Een onvindbare (en onbetaalbare) uitgave moet dit inmiddels geworden zijn! Iets om alleen nog vast te houden met witte handschoentjes aan. Nescio kreeg niet onmiddellijk waardering, de kleine oplage van vijfhonderd exemplaren raakte nog in geen vijftien jaar uitverkocht. Er zal in die eerste decennia na de publicatie niet al te zorgvuldig met het boekje zijn omgesprongen. Hoeveel exemplaren gingen al niet de weg die alle papier uiteindelijk gaat? Liggen er nog exemplaren onontdekt op zolder, tussen oud papier (in de Arsenalen en Uitdragerijen van ’t oud papier)? Ik heb Luc dan ook de raad gegeven die Nescio niet te laten rondslingeren, maar hem integendeel stof- en zuurvrij te bewaren, achter glas waar de zon nooit op staat, om hem aldus te conserveren en te beschermen tegen de Tijd die alles slecht.
En vorige zaterdag, waarde correspondent, het was al na middernacht, sloeg ik thuis een boek open dat al vele jaren redelijk onaangeroerd in mijn boekenmuur zit: Poëtisch Bericht. Honderd gedichten uit Vlaanderen. Tielt, Lannoo, 1994, zijnde een bloemlezing van honderd gedichten die in de tijdspanne 1954 – 1994 verschenen in de poëzierubriek van het Kunsttijdschrift Vlaanderen. Ook ik figureer in dat boek, met een gedicht gepubliceerd in de vijfentwintigste jaargang (1976), een gedicht waarvan ik de titel hier niet meer zal noemen. Over het geschrevene daalt het stof, en soms is dat een genade.
Want het was onbehagen, waarde correspondent Hendrik, dat mij bekroop tijdens het bladeren in dat luxueus vormgegeven boek: Gust Vermeille, Ignaas Veys, Katelijne van der Hallen, Albert De Longie, Nicole Doise, Gery Helderenberg, Albert De Vos, Anne Dellart, Christina Guirlande, Dirk Desmadryl, S. Anderus, Denijs Van Killegem; wie dat Poëtisch Bericht leest, staart in een afgrond, in een ongrond. Wie dat Poëtisch Bericht leest, heft de deksteen van een duffe tombe of een sterfput op, boort een al diep verzonken humuslaag van de Vlaamse poëzie aan.
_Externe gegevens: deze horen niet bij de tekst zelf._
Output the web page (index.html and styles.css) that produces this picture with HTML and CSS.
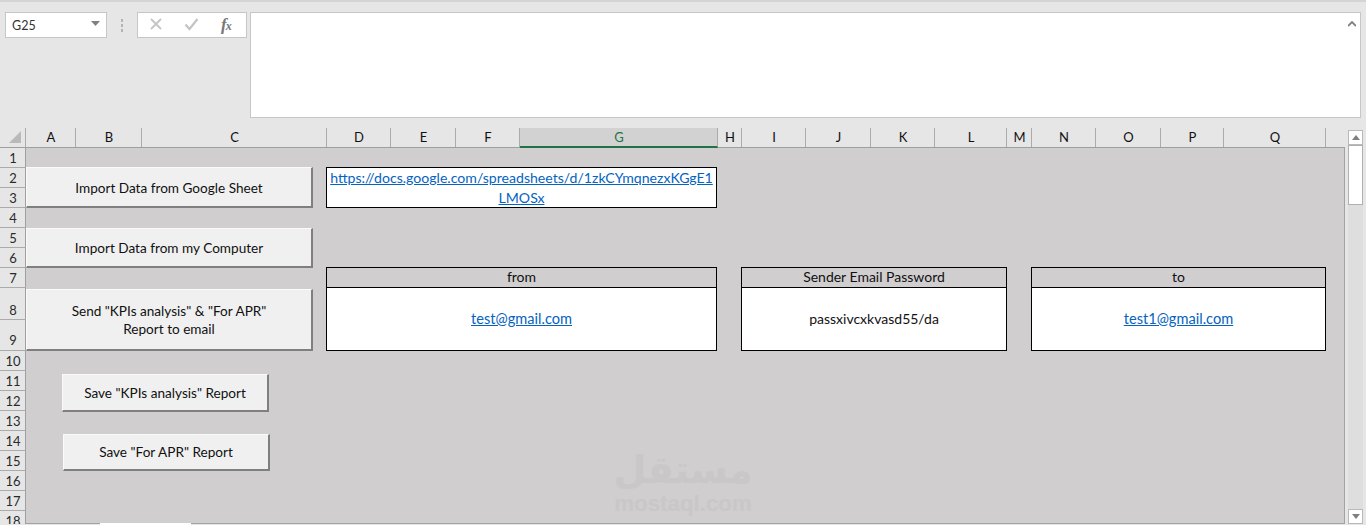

In het amorfe conglomeraat dat de Vlaamse poëzie daar al aan het worden is, zijn namen en gedichten welhaast inwisselbaar geworden: Amedé Suenaert, Dirk Rommens, Rob Goswin, Arthur Verthé, Ria Scarphout, Edith Oeyen, Luc Verbeke, Renée Van Hekken, Germain Droogenbroodt, Jan Veulemans, Paul Vanderschaeghe, Raoul Maria de Puydt; eertijds allemaal Titaantjes. In ’t diepst van hun gedachten.
Naarmate de jaren vorderen, treden achter ons in de tijd merkwaardige versmeltingen en rare alchemieën op. Onze tijden vervloeien en de chronologie zal opgaan in een wereld van symbolen schrijft J.L. Borges in een opdracht aan Leopoldo Lugones. Chronologie lost op in een wereld van woorden, van teksten. En alles wordt inwisselbaar. Maakt het binnen vijfhonderd jaar nog iets uit of je de auteur bent van De Oostakkerse Gedichten of van Onder de barnsteenroute? Maakt het überhaupt iets uit of je van de Divina Commedia de schrijver dan wel de toegewijde lezer bent? Wij zijn allen nietig (alleen het Werk is eeuwig) en ook reputaties vallen ten prooi aan de Tijd die alles slecht.
(Ook die van Nescio? Die van Nescio niet).
Het ga je goed, in deze winderige dagen, een onthechte groet
Je
Frans Deschoemaeker
Uit: De waterlelies van Montparnasse, een werk in gestadige voortgang.